::: Task material

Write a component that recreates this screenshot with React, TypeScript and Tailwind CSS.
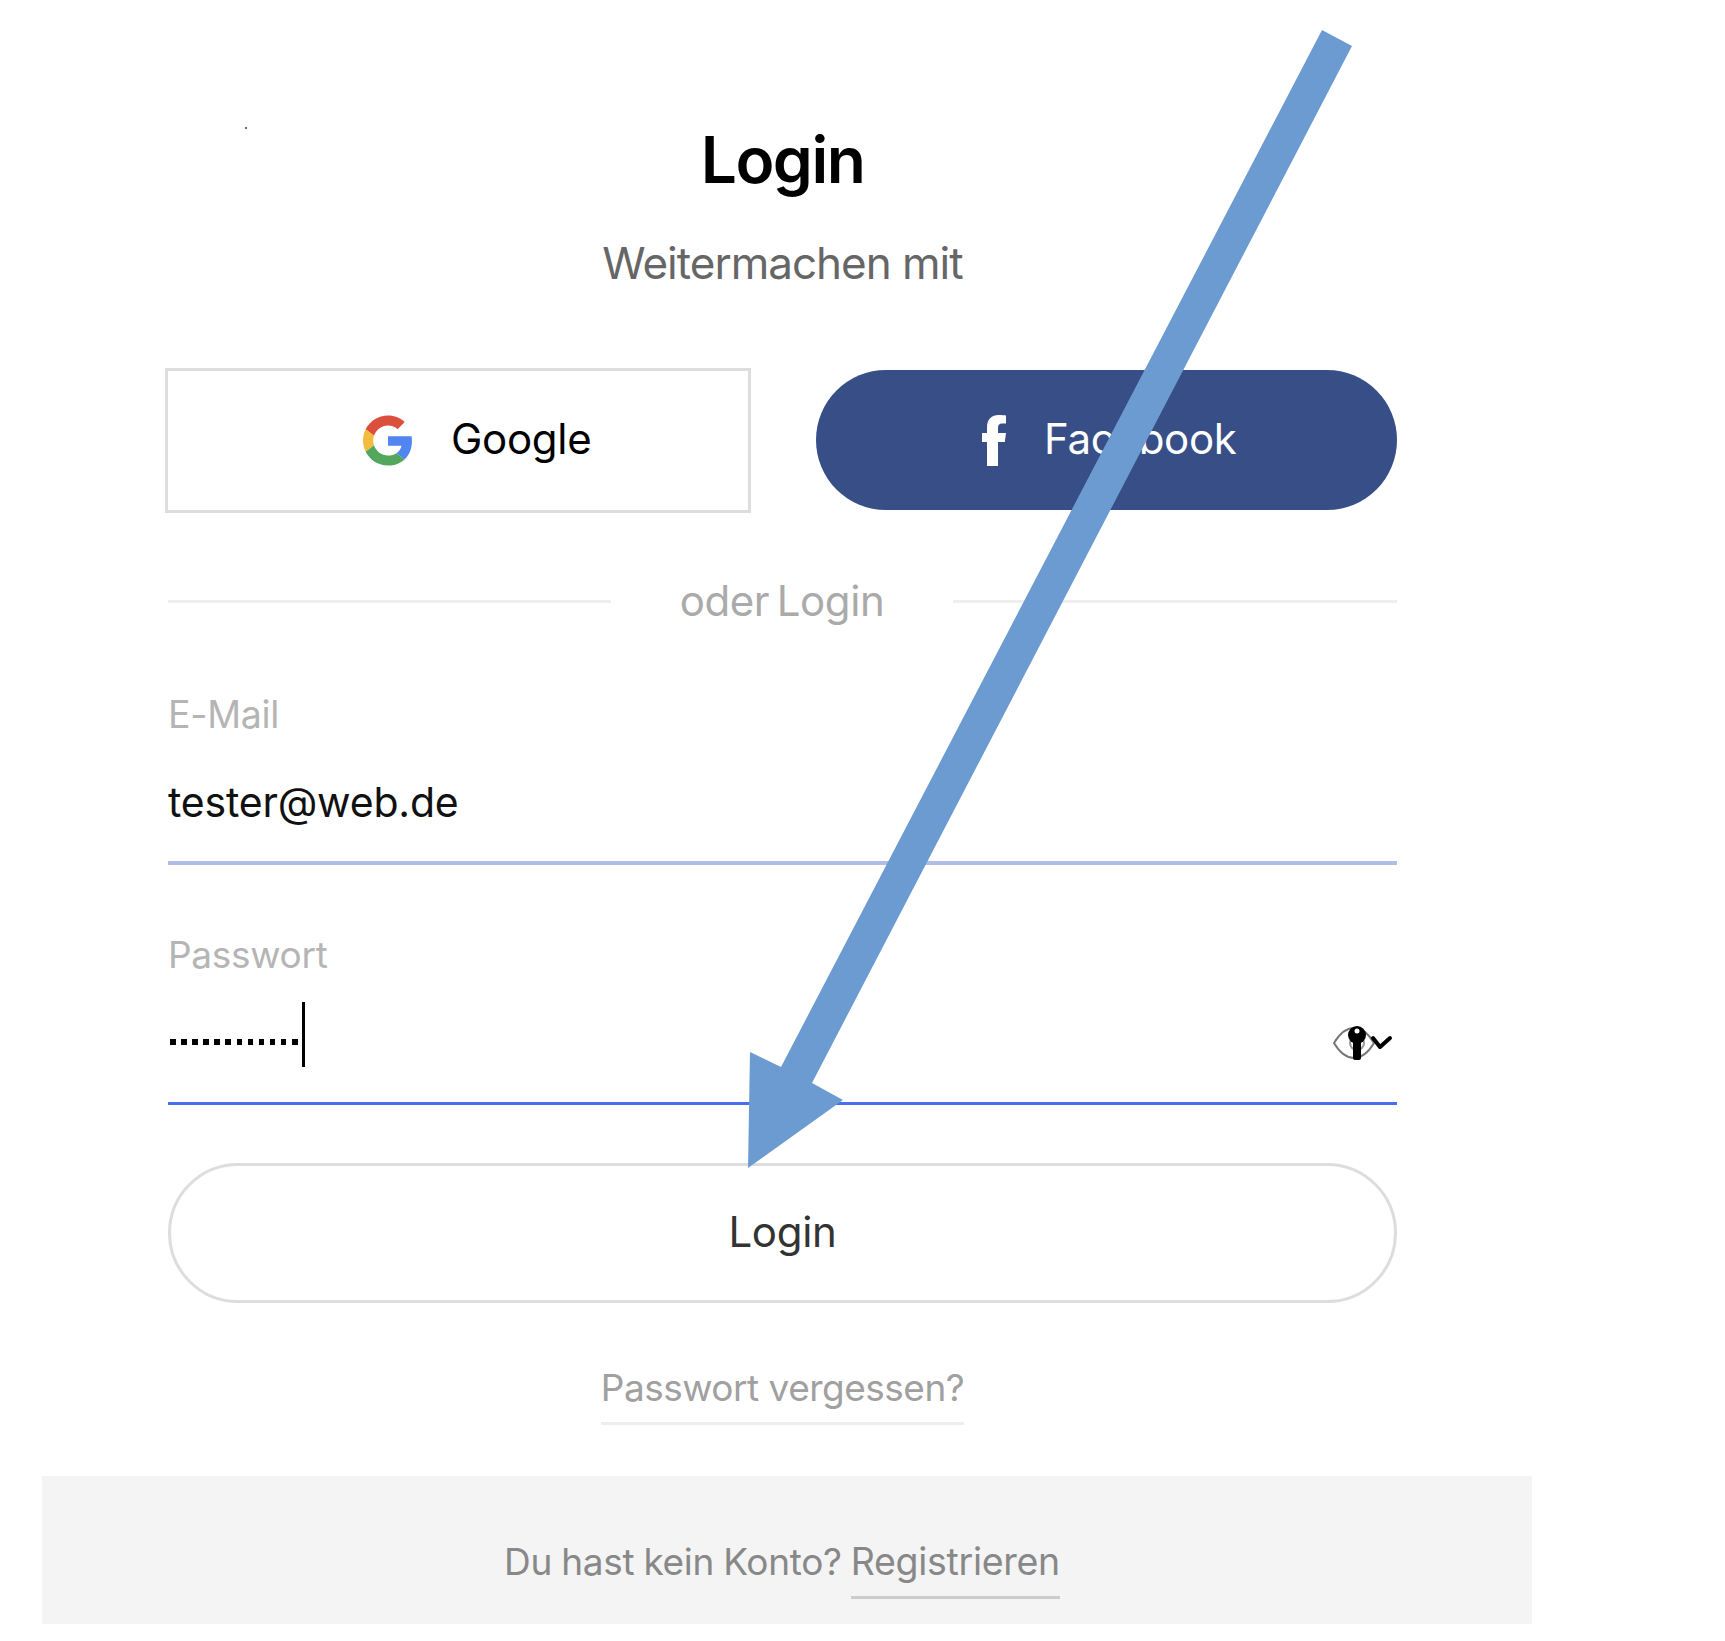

::::::
::: Task material

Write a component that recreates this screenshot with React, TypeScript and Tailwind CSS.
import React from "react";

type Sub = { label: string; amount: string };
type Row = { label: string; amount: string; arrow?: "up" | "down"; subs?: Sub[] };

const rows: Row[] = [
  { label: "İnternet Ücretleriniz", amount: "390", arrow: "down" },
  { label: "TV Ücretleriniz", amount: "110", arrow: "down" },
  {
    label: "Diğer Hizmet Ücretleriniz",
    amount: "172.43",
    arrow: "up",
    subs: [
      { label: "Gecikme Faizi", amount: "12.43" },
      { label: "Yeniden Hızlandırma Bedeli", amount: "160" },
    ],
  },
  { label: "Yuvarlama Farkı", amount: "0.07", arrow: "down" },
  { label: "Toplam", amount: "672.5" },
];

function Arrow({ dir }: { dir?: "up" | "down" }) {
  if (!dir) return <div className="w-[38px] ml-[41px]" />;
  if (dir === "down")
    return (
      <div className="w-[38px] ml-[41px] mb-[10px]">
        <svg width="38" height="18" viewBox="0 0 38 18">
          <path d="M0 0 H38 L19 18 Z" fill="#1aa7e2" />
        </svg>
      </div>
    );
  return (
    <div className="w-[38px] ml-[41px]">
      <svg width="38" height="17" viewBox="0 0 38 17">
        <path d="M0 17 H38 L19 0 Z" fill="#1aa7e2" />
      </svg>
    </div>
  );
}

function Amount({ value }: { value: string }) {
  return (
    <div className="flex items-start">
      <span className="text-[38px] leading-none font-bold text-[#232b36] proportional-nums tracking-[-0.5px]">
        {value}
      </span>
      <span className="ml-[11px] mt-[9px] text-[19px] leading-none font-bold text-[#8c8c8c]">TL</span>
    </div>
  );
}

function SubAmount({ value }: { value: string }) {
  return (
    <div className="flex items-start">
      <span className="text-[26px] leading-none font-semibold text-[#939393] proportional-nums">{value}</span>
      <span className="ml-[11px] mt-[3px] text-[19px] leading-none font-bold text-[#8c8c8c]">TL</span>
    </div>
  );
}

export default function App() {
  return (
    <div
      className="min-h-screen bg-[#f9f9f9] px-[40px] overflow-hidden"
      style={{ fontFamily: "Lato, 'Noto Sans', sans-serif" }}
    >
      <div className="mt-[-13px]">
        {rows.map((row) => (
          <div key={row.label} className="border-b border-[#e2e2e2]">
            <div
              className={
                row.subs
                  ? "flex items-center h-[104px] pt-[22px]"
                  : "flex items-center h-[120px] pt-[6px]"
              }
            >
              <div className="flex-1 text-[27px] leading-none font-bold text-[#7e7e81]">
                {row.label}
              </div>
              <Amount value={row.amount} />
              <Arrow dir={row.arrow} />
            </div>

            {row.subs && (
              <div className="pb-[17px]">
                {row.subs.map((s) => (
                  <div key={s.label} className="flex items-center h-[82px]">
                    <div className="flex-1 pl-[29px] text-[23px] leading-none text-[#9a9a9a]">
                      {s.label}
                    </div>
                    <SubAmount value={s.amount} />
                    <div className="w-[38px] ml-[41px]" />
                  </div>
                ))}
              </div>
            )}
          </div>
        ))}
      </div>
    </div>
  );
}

::::::
::: Task material

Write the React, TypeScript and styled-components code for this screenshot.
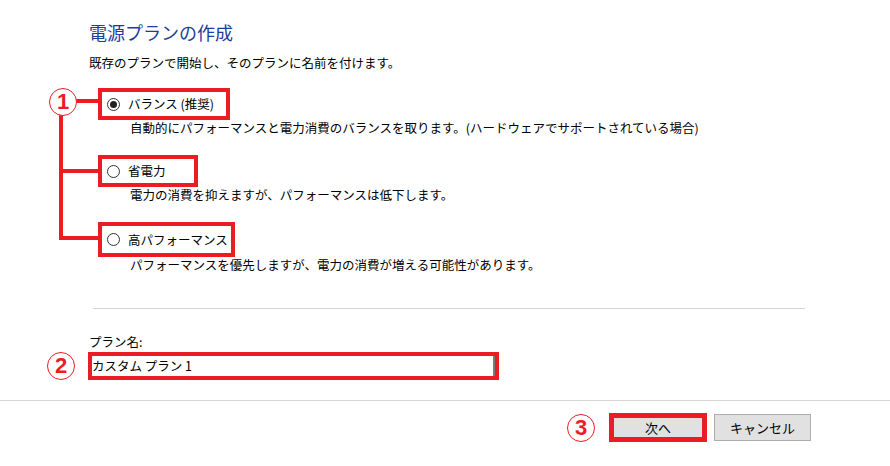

::::::

* **Work required**:
Take every line containing the word "React" and copy it.

* **Output of the task**:
Write a component that recreates this screenshot with React, TypeScript and Tailwind CSS.
Write a component that recreates this screenshot with React, TypeScript and Tailwind CSS.
import React from "react";
Write the React, TypeScript and styled-components code for this screenshot.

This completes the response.